ROLLBACK: Undoing Changes
ROLLBACK ends the transaction and undoes all changes made since BEGIN. The database returns to exactly the state it was in before the transaction started.
BEGIN;
UPDATE products SET price = 0 WHERE category = 'Electronics';
-- Oops! We set all electronics prices to zero
ROLLBACK;
-- All changes are undone. Prices are back to their original values.
This is like an "undo" button for your database operations. The changes never happened.
A Complete Example
Let us walk through a realistic scenario using the products table:
-- First, check the current state
SELECT name, price, quantity FROM products WHERE name IN ('Widget', 'Gadget');
-- Start a transaction to update prices
BEGIN;
-- Increase Widget price by 10%
UPDATE products SET price = price * 1.10 WHERE name = 'Widget';
-- Check the intermediate state (only visible within this transaction)
SELECT name, price FROM products WHERE name = 'Widget';
-- Decrease Gadget price by 5%
UPDATE products SET price = price * 0.95 WHERE name = 'Gadget';
-- Everything looks good, make it permanent
COMMIT;
Now let us see what happens with an error:
BEGIN;
UPDATE products SET quantity = quantity - 100 WHERE name = 'Widget';
-- This might make quantity negative, which we don't want
-- Check the result
SELECT name, quantity FROM products WHERE name = 'Widget';
-- If quantity is negative, we should rollback
ROLLBACK;
-- Quantity is restored to its original value
Error Handling in PostgreSQL Transactions
PostgreSQL has strict error handling within transactions. If any statement in a transaction causes an error, the entire transaction is aborted. You cannot execute any more statements -- you can only issue ROLLBACK.
BEGIN;
UPDATE products SET price = 99.99 WHERE name = 'Widget';
-- Succeeds
UPDATE products SET price = 'not a number' WHERE name = 'Gadget';
-- ERROR: invalid input syntax for type numeric
SELECT * FROM products;
-- ERROR: current transaction is aborted, commands ignored until end of transaction block
ROLLBACK;
-- Now we're back to a clean state
This behavior is different from some other databases (like MySQL) where you can continue after an error.
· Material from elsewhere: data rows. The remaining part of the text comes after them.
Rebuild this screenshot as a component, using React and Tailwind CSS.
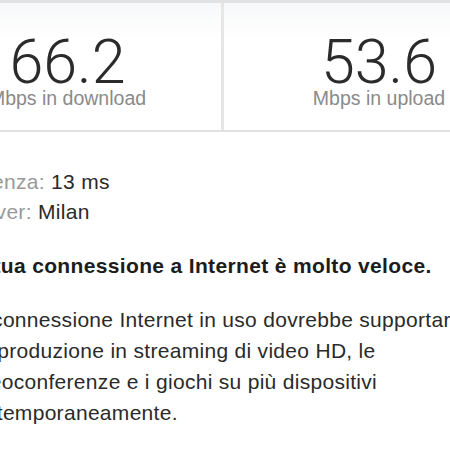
export default function App() {
  const sans = { fontFamily: '"Liberation Sans", Arial, sans-serif' };
  return (
    <div className="w-[450px] h-[450px] overflow-hidden bg-white relative" style={sans}>
      <div className="ml-[-86px] w-[622px] flex border-t-[3px] border-b-2 border-[#e2e2e2] h-[132px] bg-gradient-to-b from-[#f7f8f9] to-white to-[30%]">
        <div className="w-[310px] border-r-[3px] border-[#e6e6e6] flex flex-col items-center pt-[33px]">
          <div className="text-[61px] leading-[52px] font-light text-[#2b2b2b]" style={{ fontFamily: 'Roboto, "Liberation Sans", sans-serif' }}>66.2</div>
          <div className="text-[19.5px] leading-none mt-[1px] text-[#8a8a8a]">Mbps in download</div>
        </div>
        <div className="w-[310px] flex flex-col items-center pt-[33px]">
          <div className="text-[61px] leading-[52px] font-light text-[#2b2b2b]" style={{ fontFamily: 'Roboto, "Liberation Sans", sans-serif' }}>53.6</div>
          <div className="text-[19.5px] leading-none mt-[1px] text-[#8a8a8a]">Mbps in upload</div>
        </div>
      </div>
      <div className="ml-[-38px] whitespace-nowrap text-[21px] tracking-[0.3px] text-[#2a2a2a]">
        <div className="mt-[35px] leading-[30px]">
          <div><span className="text-[#999]">Latenza:</span> 13 ms</div>
          <div><span className="text-[#999]">Server:</span> Milan</div>
        </div>
        <div className="mt-[24px] leading-[30px] font-bold tracking-[0.35px] text-[#1c1c1c]">La tua connessione a Internet è molto veloce.</div>
        <div className="mt-[23px] leading-[31px]">
          La connessione Internet in uso dovrebbe supportare<br />
          la riproduzione in streaming di video HD, le<br />
          videoconferenze e i giochi su più dispositivi<br />
          contemporaneamente.
        </div>
      </div>
    </div>
  );
}
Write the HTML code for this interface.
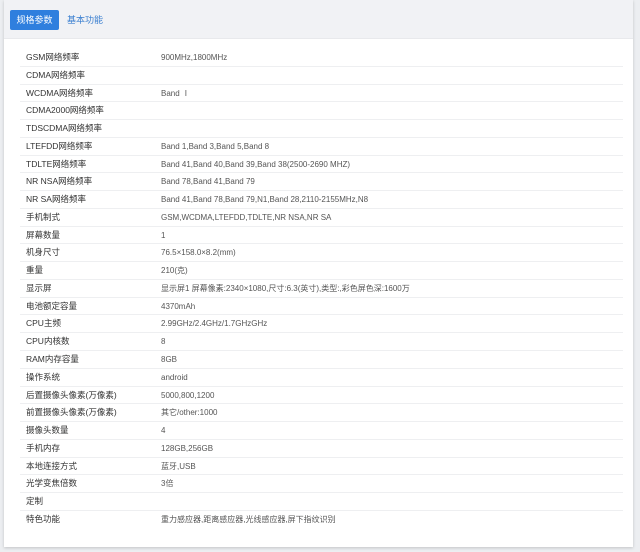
<!DOCTYPE html><html><head><meta charset="utf-8"><style>
body{margin:0;width:640px;height:552px;background:#eceef1;font-family:"Liberation Sans","Noto Sans CJK SC",sans-serif;overflow:hidden}
.card{position:absolute;left:4px;top:0;width:629px;height:547px;background:#fff;box-shadow:0 1px 3px rgba(0,0,0,.18)}
.hd{height:38px;background:#f1f2f5;border-bottom:1px solid #e8e9ec;position:relative}
.btn{position:absolute;left:6px;top:10px;width:49px;height:20px;background:#2f7fde;color:#fff;font-size:9px;line-height:20px;text-align:center;border-radius:2px}
.t2{position:absolute;left:63px;top:10px;line-height:20px;font-size:9px;color:#3a7fd0}
.rows{position:absolute;left:16px;top:49px;width:603px}
.r{height:17.77px;box-sizing:border-box;border-bottom:1px solid #eeeff1;font-size:8.5px;color:#333;position:relative}
.r span{position:absolute;left:6px;top:0;line-height:17.5px}
.r b{font-weight:normal;position:absolute;left:141px;top:0;line-height:17.5px;color:#555;font-size:8px}
.r:last-child{border-bottom:none}
</style></head><body><div class="card"><div class="hd"><div class="btn">规格参数</div><div class="t2">基本功能</div></div>
<div class="rows">
<div class="r"><span>GSM网络频率</span><b>900MHz,1800MHz</b></div>
<div class="r"><span>CDMA网络频率</span><b></b></div>
<div class="r"><span>WCDMA网络频率</span><b>Band Ⅰ</b></div>
<div class="r"><span>CDMA2000网络频率</span><b></b></div>
<div class="r"><span>TDSCDMA网络频率</span><b></b></div>
<div class="r"><span>LTEFDD网络频率</span><b>Band 1,Band 3,Band 5,Band 8</b></div>
<div class="r"><span>TDLTE网络频率</span><b>Band 41,Band 40,Band 39,Band 38(2500-2690 MHZ)</b></div>
<div class="r"><span>NR NSA网络频率</span><b>Band 78,Band 41,Band 79</b></div>
<div class="r"><span>NR SA网络频率</span><b>Band 41,Band 78,Band 79,N1,Band 28,2110-2155MHz,N8</b></div>
<div class="r"><span>手机制式</span><b>GSM,WCDMA,LTEFDD,TDLTE,NR NSA,NR SA</b></div>
<div class="r"><span>屏幕数量</span><b>1</b></div>
<div class="r"><span>机身尺寸</span><b>76.5×158.0×8.2(mm)</b></div>
<div class="r"><span>重量</span><b>210(克)</b></div>
<div class="r"><span>显示屏</span><b>显示屏1 屏幕像素:2340×1080,尺寸:6.3(英寸),类型:,彩色屏色深:1600万</b></div>
<div class="r"><span>电池额定容量</span><b>4370mAh</b></div>
<div class="r"><span>CPU主频</span><b>2.99GHz/2.4GHz/1.7GHzGHz</b></div>
<div class="r"><span>CPU内核数</span><b>8</b></div>
<div class="r"><span>RAM内存容量</span><b>8GB</b></div>
<div class="r"><span>操作系统</span><b>android</b></div>
<div class="r"><span>后置摄像头像素(万像素)</span><b>5000,800,1200</b></div>
<div class="r"><span>前置摄像头像素(万像素)</span><b>其它/other:1000</b></div>
<div class="r"><span>摄像头数量</span><b>4</b></div>
<div class="r"><span>手机内存</span><b>128GB,256GB</b></div>
<div class="r"><span>本地连接方式</span><b>蓝牙,USB</b></div>
<div class="r"><span>光学变焦倍数</span><b>3倍</b></div>
<div class="r"><span>定制</span><b></b></div>
<div class="r"><span>特色功能</span><b>重力感应器,距离感应器,光线感应器,屏下指纹识别</b></div>
</div></div></body></html>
In PostgreSQL, an error poisons the entire transaction.
Practical Patterns
The Check-Then-Act Pattern
BEGIN;
-- Check current state
SELECT quantity FROM products WHERE name = 'Widget';
-- Returns: 50
-- Only proceed if we have enough stock
UPDATE products SET quantity = quantity - 30 WHERE name = 'Widget' AND quantity >= 30;
-- Verify the update affected a row
-- (In application code, you'd check the row count)
COMMIT;
Bulk Updates with Safety Net
BEGIN;
-- Apply a price increase to all products in a category
UPDATE products
SET price = price * 1.15
WHERE category = 'Electronics';
-- Review the changes before committing
SELECT name, price FROM products WHERE category = 'Electronics';
-- If the new prices look correct:
COMMIT;
-- Otherwise:
-- ROLLBACK;
Multi-Table Operations
BEGIN;
-- Mark an order as shipped
UPDATE orders SET status = 'shipped' WHERE id = 42;
-- Decrease the product inventory
UPDATE products SET quantity = quantity - 1 WHERE id = 7;
-- Both changes succeed or both are rolled back
COMMIT;
Transaction Boundaries and DDL
In PostgreSQL, DDL statements (CREATE TABLE, ALTER TABLE, DROP TABLE, etc.) are also transactional. This is unusual -- many other databases auto-commit DDL statements. In PostgreSQL, you can roll back a table creation:
BEGIN;
CREATE TABLE temp_report (
id SERIAL PRIMARY KEY,
data TEXT
);
INSERT INTO temp_report (data) VALUES ('test');
-- Changed our mind
ROLLBACK;
-- The table and the inserted row no longer exist
Common Mistakes
Forgetting to COMMIT: If you start a transaction and forget to commit, your changes are not visible to other connections and will be lost when the connection closes.
Long-running transactions: Holding a transaction open for a long time can block other users and consume resources. Keep transactions as short as possible.
Nested BEGIN: PostgreSQL does not support true nested transactions. Issuing BEGIN inside an existing transaction generates a warning but does not create a nested transaction. Use SAVEPOINT instead (covered in the next lesson).
Try It Yourself
-
Start a transaction, update the price of any product in the
productstable, then check the new price. If it looks good, commit. If not, rollback. -
Start a transaction that decreases the quantity of one product and increases the quantity of another (simulating a stock transfer). Commit the transaction and verify the results.
-
Start a transaction, attempt an invalid update (e.g., set price to a non-numeric value), then observe the aborted transaction behavior. Issue a ROLLBACK to recover.
-
In a transaction, update all products to set
in_stock = falsewherequantity = 0. Before committing, query the table to verify only the correct rows were affected.